What are the key assumptions on which the approach adopted in this study relies?
The first of these terms refers to assumptions about the nature of the phenomena being investigated. For example, randomised controlled trials almost inevitably assume that children and young people can be treated as objects having a set of independent properties, each of which can vary in level, such as ‘level of physical activity’ and ‘body mass’ (calculated on the basis of weight and height). Furthermore, it is assumed that there is either a relatively standard relationship among variables or no relationship at all. In other words, the possibility that level of physical activity may significantly affect body mass in some children but not in others, or do this in some localities but not in others, is largely ruled out. These, then, are ontological assumptions often involved in randomised controlled trials.
The second term, epistemological assumptions, refers to assumptions about how knowledge can be obtained. The key epistemological assumption is that relevant variables are measurable, or at least that we can allocate objects, such as nurseries or individual children, to one or another category in reliable ways, e.g. children’s parents to one or another social class category. It is assumed that the two main variables can be treated as scales. It is therefore assumed that fat levels in the body can be measured, indirectly, by measuring weight and height. [The body mass index (BMI) is calculated by dividing weight in kilograms by the square of height, measured in metres.] There are some known anomalies deriving from this indirect measure: in particular, it does not distinguish between fat, muscle, and bone mass. So, for example, many adult athletes would be judged obese on the basis of their BMI scores. This is less likely to be a problem with 4-year-old children, but it is still important to remember that what is being employed here is not a direct measure of levels of body fat.
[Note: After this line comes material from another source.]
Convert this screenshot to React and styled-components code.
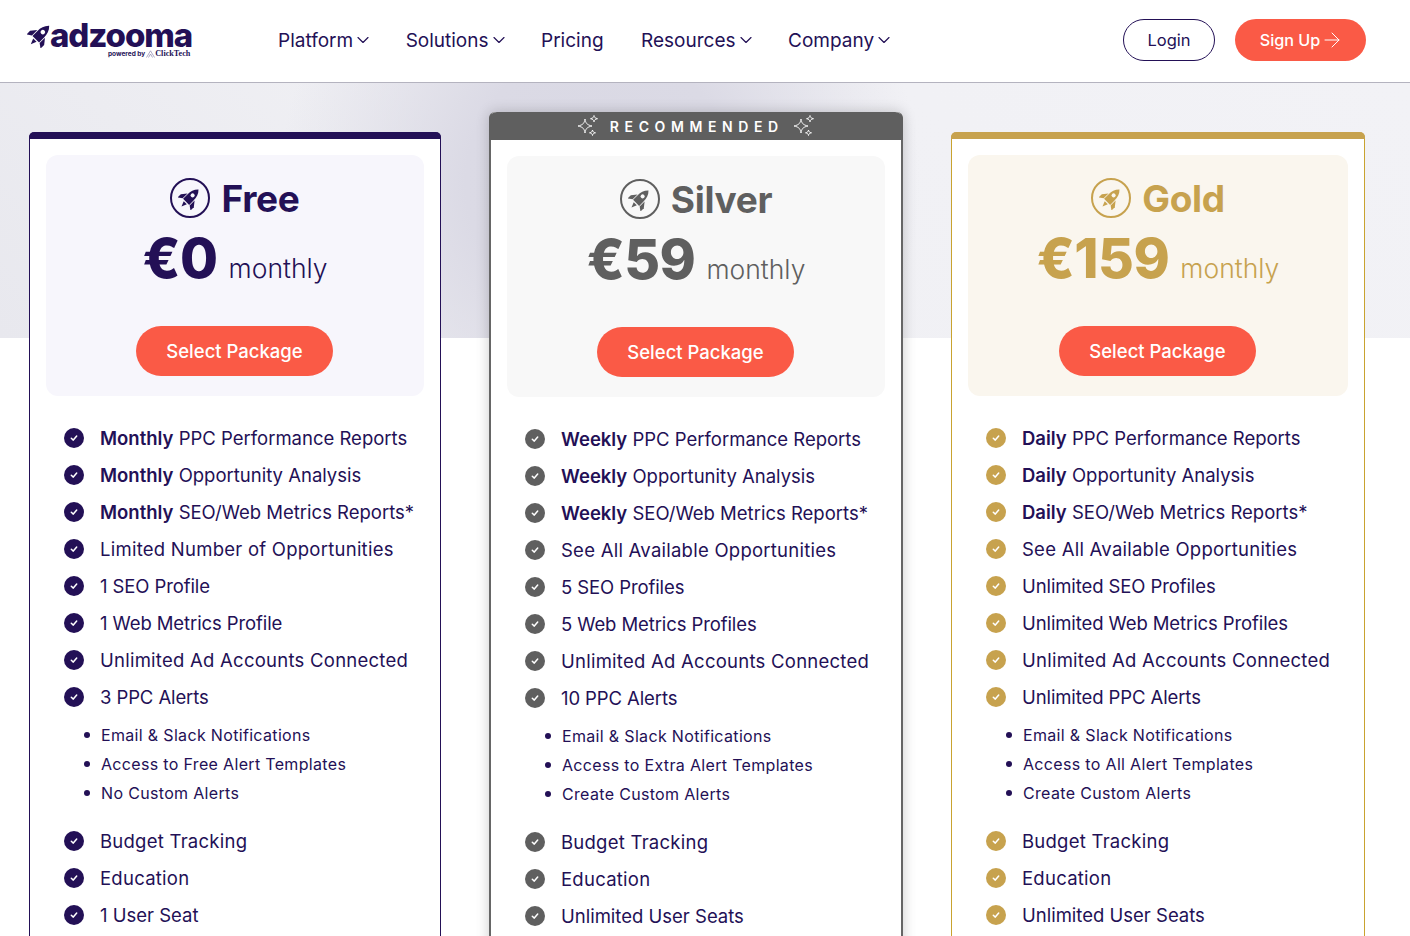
import React from 'react';
import styled, { createGlobalStyle } from 'styled-components';
import { ChevronDown, ArrowRight } from 'lucide-react';

const FONT = `"Inter", "Liberation Sans", sans-serif`;
const Global = createGlobalStyle`
  * { box-sizing: border-box; }
  html, body { margin: 0; padding: 0; height: 100%; overflow: hidden; background: #fff; font-family: ${FONT}; }
`;
const Page = styled.div`height: 936px; overflow: hidden; background: #fff;`;
const Nav = styled.header`
  height: 83px; border-bottom: 1px solid #b4b3bf; display: flex; align-items: center; padding: 0 44px 2px 27px; color: #231056;
`;
const Logo = styled.div`width: 251px; display: flex; flex-direction: column; align-items: flex-start; flex: none; margin-bottom: 3px;`;
const LogoMain = styled.div`display: flex; align-items: center; height: 30px;`;
const LogoWord = styled.span`font-size: 33px; font-weight: 800; letter-spacing: -1.1px; color: #231056; line-height: 30px; margin-left: -3px;`;
const LogoSub = styled.div`font-size: 6.5px; line-height: 8px; height: 8px; font-weight: 700; margin-left: 81px; display: flex; align-items: center; gap: 1px; white-space: nowrap; color: #231056;`;
const Click = styled.span`font-family: "Liberation Serif", serif; font-size: 8.2px; margin-left: -1px;`;
const Menu = styled.nav`display: flex; gap: 37.500px; flex: 1; align-items: center;`;
const MenuItem = styled.a`font-size: 19px; display: flex; align-items: center; color: #231056;`;
const Caret = styled(ChevronDown)`margin-right: -5px; flex: none;`;
const Login = styled.button`
  width: 92px; height: 42px; border-radius: 21px; border: 1px solid #231056; background: #fff; color: #231056; font: 400 16.5px ${FONT};
`;
const SignUp = styled.button`
  width: 131px; height: 42px; margin-left: 20px; padding: 0 0 0 3px; border-radius: 21px; border: 0; background: #fa5a46; color: #fff; font: 500 16.200px ${FONT};
  display: flex; align-items: center; justify-content: center; gap: 0;
`;
const Main = styled.main`
  padding: 49px 45px 0 29px;
  background:
    radial-gradient(ellipse 320px 320px at 600px 100px, #d9d8e4 0%, #dbdae5 42%, rgba(219,218,229,0) 100%) top / 100% 255px no-repeat,
    linear-gradient(45deg, #e8e8ee 0%, #f0f0f4 40%, #f2f2f6 100%) top / 100% 255px no-repeat;
`;
const Cards = styled.div`display: grid; grid-template-columns: 412px 414px 414px; gap: 48px; align-items: start;`;
const Card = styled.section`
  background: #fff; border: solid ${p => p.$edge}; border-width: 0 ${p => p.$side}px; border-radius: 6px 6px 0 0;
  margin-top: ${p => p.$lift ? -20 : 0}px; height: 860px;
  ${p => p.$lift && 'box-shadow: 0 0 14px rgba(0,0,0,.2);'}
`;
const TopBar = styled.div`height: 7px; background: ${p => p.$color}; margin: 0 -1px; border-radius: 5px 5px 0 0;`;
const RecBar = styled.div`
  height: 28px; margin: 0 -2px; background: ${p => p.$color}; border-radius: 8px 8px 0 0; color: #fff;
  display: flex; align-items: center; justify-content: center; gap: 13px; font-size: 14px; font-weight: 600; letter-spacing: 5.600px;
`;
const RecText = styled.span`margin: 0 -3.600px 0 -2px;`;
const Head = styled.div`
  margin: 16px 16px 0; height: 241px; background: ${p => p.$bg}; border-radius: 12px; color: ${p => p.$color};
  display: flex; flex-direction: column; align-items: center; padding-top: 22px;
`;
const Title = styled.div`display: flex; align-items: center; gap: 11px; height: 42px; font-size: 37px; font-weight: 700; letter-spacing: -.3px;`;
const Price = styled.div`display: flex; align-items: baseline; gap: 11px; margin-top: 8px; height: 62px; line-height: 62px;`;
const Amount = styled.span`font-size: 55px; font-weight: 800; letter-spacing: -.5px;`;
const Period = styled.span`font-size: 26.500px; font-weight: 300;`;
const Select = styled.button`
  margin: 37px 0 0 -1px; width: 197px; height: 50px; border-radius: 25px; border: 0; background: #fa5a46; color: #fff; font: 500 18.5px ${FONT};
`;
const Features = styled.ul`list-style: none; margin: 23px 0 0; padding: 0 0 0 34px;`;
const Feature = styled.li`
  display: flex; align-items: center; height: 37px; font-size: 18.5px; color: ${p => p.$ink}; white-space: nowrap; gap: 16px;
  letter-spacing: ${p => p.$track}px;
`;
const Strong = styled.b`font-weight: 600;`;
const Subs = styled.ul`list-style: none; margin: 5px 0 15px; padding: 0 0 0 20px; color: ${p => p.$ink};`;
const Sub = styled.li`
  display: flex; align-items: center; gap: 11px; height: 29px; font-size: 16px; letter-spacing: .33px; white-space: nowrap;
  &::before { content: ''; width: 6px; height: 6px; border-radius: 50%; background: currentColor; flex: none; }
`;
const Badge = styled.span`
  width: 40px; height: 40px; border-radius: 50%; border: 2px solid ${p => p.$color}; display: flex; align-items: center; justify-content: center; flex: none;
`;
const Tick = styled.span`
  width: 20px; height: 20px; border-radius: 50%; background: ${p => p.$color}; display: flex; align-items: center; justify-content: center; flex: none;
`;

const Rocket = ({ size, color }) => (
  <svg width={size} height={size} viewBox="0 0 24 24" fill={color}>
    <g transform="rotate(45 12 12)">
      <path fillRule="evenodd" d="M12 0C15.200 3 16.300 7 16.300 11V17.500H7.700V11C7.700 7 8.800 3 12 0ZM12 6.200a2.100 2.100 0 1 0 0 4.200 2.100 2.100 0 0 0 0-4.200Z" />
      <path d="M7 10.500 2.800 15.800V20.500L7 17.500Z" />
      <path d="M17 10.500 21.200 15.800V20.500L17 17.500Z" />
      <path d="M9.800 18.700H14.200L12 24Z" />
    </g>
  </svg>
);
const Check = () => (
  <svg width="10" height="10" viewBox="0 0 10 10" fill="none" stroke="#fff" strokeWidth="1.500" strokeLinecap="round" strokeLinejoin="round"><path d="M2.300 5.300 4.300 7.100 7.700 3" /></svg>
);
const Spark = () => (
  <svg width="22" height="22" viewBox="0 0 22 22" fill="none" stroke="#fff" strokeWidth=".9" strokeLinejoin="round">
    <path d="M8 4c.7 4.400 2 5.900 7 7-5 1.100-6.300 2.600-7 7-.7-4.400-2-5.900-7-7C6 9.900 7.300 8.400 8 4z" />
    <path d="M17 0.500c.3 1.900.9 2.600 3.500 3.200-2.600.6-3.200 1.300-3.500 3.200-.3-1.900-.9-2.600-3.500-3.200C16.100 3.100 16.700 2.400 17 .5z" />
    <path d="M15.500 15c.3 1.700.8 2.300 3 2.800-2.200.5-2.700 1.100-3 2.700-.3-1.600-.8-2.200-3-2.700 2.200-.5 2.700-1.100 3-2.800z" />
  </svg>
);
const ClickMark = () => (
  <svg width="9" height="8" viewBox="0 0 9 8" fill="none" stroke="#8d86ad" strokeWidth=".7"><path d="M.5 7.500 4.500.8 8.500 7.500M2.500 7.500 4.500 4l2 3.500" /></svg>
);

const plans = [
  { name: 'Free', price: '€0', color: '#231056', edge: '#231056', bg: '#f7f6fc', side: 1, freq: 'Monthly', head: 'Limited Number of Opportunities', seo: '1 SEO Profile', web: '1 Web Metrics Profile', alerts: '3 PPC Alerts', subs: ['Email & Slack Notifications', 'Access to Free Alert Templates', 'No Custom Alerts'], seats: '1 User Seat' },
  { name: 'Silver', price: '€59', color: '#5f5f5f', edge: '#666666', bg: '#f8f8f8', side: 2, lift: true, freq: 'Weekly', head: 'See All Available Opportunities', seo: '5 SEO Profiles', web: '5 Web Metrics Profiles', alerts: '10 PPC Alerts', subs: ['Email & Slack Notifications', 'Access to Extra Alert Templates', 'Create Custom Alerts'], seats: 'Unlimited User Seats' },
  { name: 'Gold', price: '€159', color: '#c7a24e', edge: '#c9a32f', bg: '#faf6ee', side: 1, freq: 'Daily', head: 'See All Available Opportunities', seo: 'Unlimited SEO Profiles', web: 'Unlimited Web Metrics Profiles', alerts: 'Unlimited PPC Alerts', subs: ['Email & Slack Notifications', 'Access to All Alert Templates', 'Create Custom Alerts'], seats: 'Unlimited User Seats' },
];

const INK = '#231056';
const Item = ({ plan, track = .25, children }) => (
  <Feature $ink={INK} $track={track}><Tick $color={plan.color}><Check /></Tick><span>{children}</span></Feature>
);

const Plan = ({ plan }) => (
  <Card $edge={plan.edge} $side={plan.side} $lift={plan.lift}>
    {plan.lift ? (
      <RecBar $color={plan.color}><Spark /><RecText>RECOMMENDED</RecText><Spark /></RecBar>
    ) : <TopBar $color={plan.color} />}
    <Head $bg={plan.bg} $color={plan.color}>
      <Title><Badge $color={plan.color}><Rocket size={24} color={plan.color} /></Badge>{plan.name}</Title>
      <Price><Amount>{plan.price}</Amount><Period>monthly</Period></Price>
      <Select>Select Package</Select>
    </Head>
    <Features>
      <Item plan={plan} track={0}><Strong>{plan.freq}</Strong> PPC Performance Reports</Item>
      <Item plan={plan} track={0}><Strong>{plan.freq}</Strong> Opportunity Analysis</Item>
      <Item plan={plan} track={0}><Strong>{plan.freq}</Strong> SEO/Web Metrics Reports*</Item>
      <Item plan={plan}>{plan.head}</Item>
      <Item plan={plan} track={-.1}>{plan.seo}</Item>
      <Item plan={plan} track={-.1}>{plan.web}</Item>
      <Item plan={plan}>Unlimited Ad Accounts Connected</Item>
      <Item plan={plan} track={-.1}>{plan.alerts}</Item>
      <Subs $ink={INK}>{plan.subs.map(s => <Sub key={s}>{s}</Sub>)}</Subs>
      <Item plan={plan}>Budget Tracking</Item>
      <Item plan={plan}>Education</Item>
      <Item plan={plan} track={0}>{plan.seats}</Item>
    </Features>
  </Card>
);

export default function App() {
  const caret = <Caret size={20} strokeWidth={1.4} />;
  return (
    <Page>
      <Global />
      <Nav>
        <Logo>
          <LogoMain><Rocket size={26} color={INK} /><LogoWord>adzooma</LogoWord></LogoMain>
          <LogoSub>powered by <ClickMark /><Click>ClickTech</Click></LogoSub>
        </Logo>
        <Menu>
          <MenuItem>Platform{caret}</MenuItem>
          <MenuItem>Solutions{caret}</MenuItem>
          <MenuItem>Pricing</MenuItem>
          <MenuItem>Resources{caret}</MenuItem>
          <MenuItem>Company{caret}</MenuItem>
        </Menu>
        <Login>Login</Login>
        <SignUp>Sign Up<ArrowRight size={24} strokeWidth={1} /></SignUp>
      </Nav>
      <Main>
        <Cards>{plans.map(p => <Plan key={p.name} plan={p} />)}</Cards>
      </Main>
    </Page>
  );
}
Randomised controlled trials also assume that we can understand the relationship between level of physical activity and level of body mass, and thereby obesity, through varying what is taken to be a causal variable (level of activity) and observing whether the outcome of interest (level of obesity) changes, in much the same way that researchers in the physical sciences carry out experiments in which they manipulate variables such as temperature or pressure. Furthermore, Reilly et al. hypothesised that the effects of the treatment would be detectable after a few months of increased physical activity. In fact, this turned out to be false, although they suggest that this may have been because the ‘dose’ of physical activity was too small to have the desired effect.